The Euro crisis made the European banks more risk prone and access to US dollars and global funds became more difficult for them. As per the Bank for International Settlements, investor confidence was weakened leading to a pull out of investments and movement of capital into safe haven assets. The resulting risk aversion profile led to a fall in stock markets even when the economic news was positive. US stock markets fell nearly 1.5% after the announcement of good employment figures, suggestive of the fact that the Euro crisis had dampened investor sentiment.

While the Bank for International Settlements believes that the Euro zone crisis can be potentially more damaging than appears, the Reserve Bank of Australia (NYSE:RBA) is of the opinion that the Euro zone crisis is unlikely to impact the Australian commodities led growth. The Australian central bank’s comment comes at a time when it was contemplating on an interest rate hike on the back of a build up of inflationary pressures. While, holding back an interest rate hike at this point of time, the RBA has delinked its decision from the Euro crisis, and suggested that it is taking a wait and watch approach. Thus, while the RBA believes that the Australian economy is ready for an interest rate hike, the eventualities in Europe have made it take a cautious approach and it has postponed the rate hike for now such that the Australian economy hedges itself from any eventuality arising out of the Euro zone crisis.

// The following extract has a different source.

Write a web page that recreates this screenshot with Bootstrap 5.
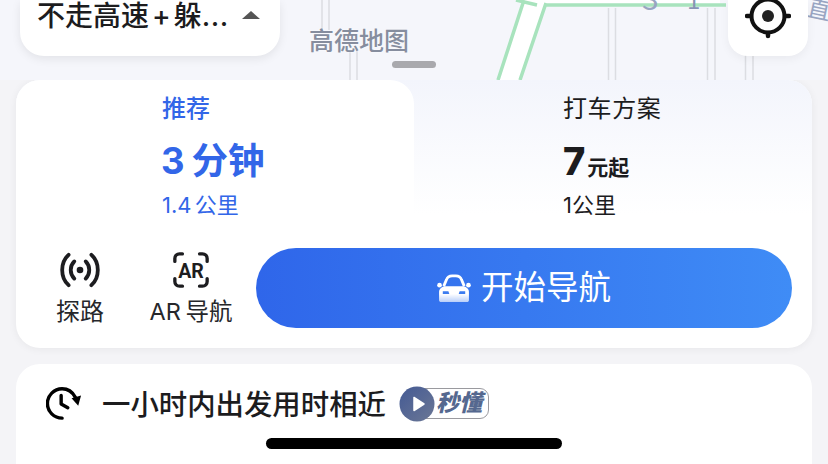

Similar claims that the US economy is also fairly well isolated from the US crisis have been made by the US Federal Deposit Insurance Corporation. The agency is of the view that the exposure of the US banks to the Euro crisis is limited and thus its impact in the US would also be limited. At the same time, the Europeans are getting the situation under control and the situation should pass by, without impacting the US economy.

US banks had an exposure of about $ 17 billion to the Greek crisis, while that of French and German banks was a whopping $ 120 billion, suggesting that the US exposure was much lower. However, the US Federal Reserve also does not seem to want to take any chances and is not expected to raise interest rates until next year so that it can keep the wheels of the economy greased until the European crisis has blown over. Other factors which are influencing the interest rate decisions include a slight slowdown in the US growth rate and the stubbornly persistent unemployment numbers.

Thus, it appears that while the impact of the European crisis may be contained, other major economies are not taking any chances and are taking the precautionary step of postponing their interest rate hikes.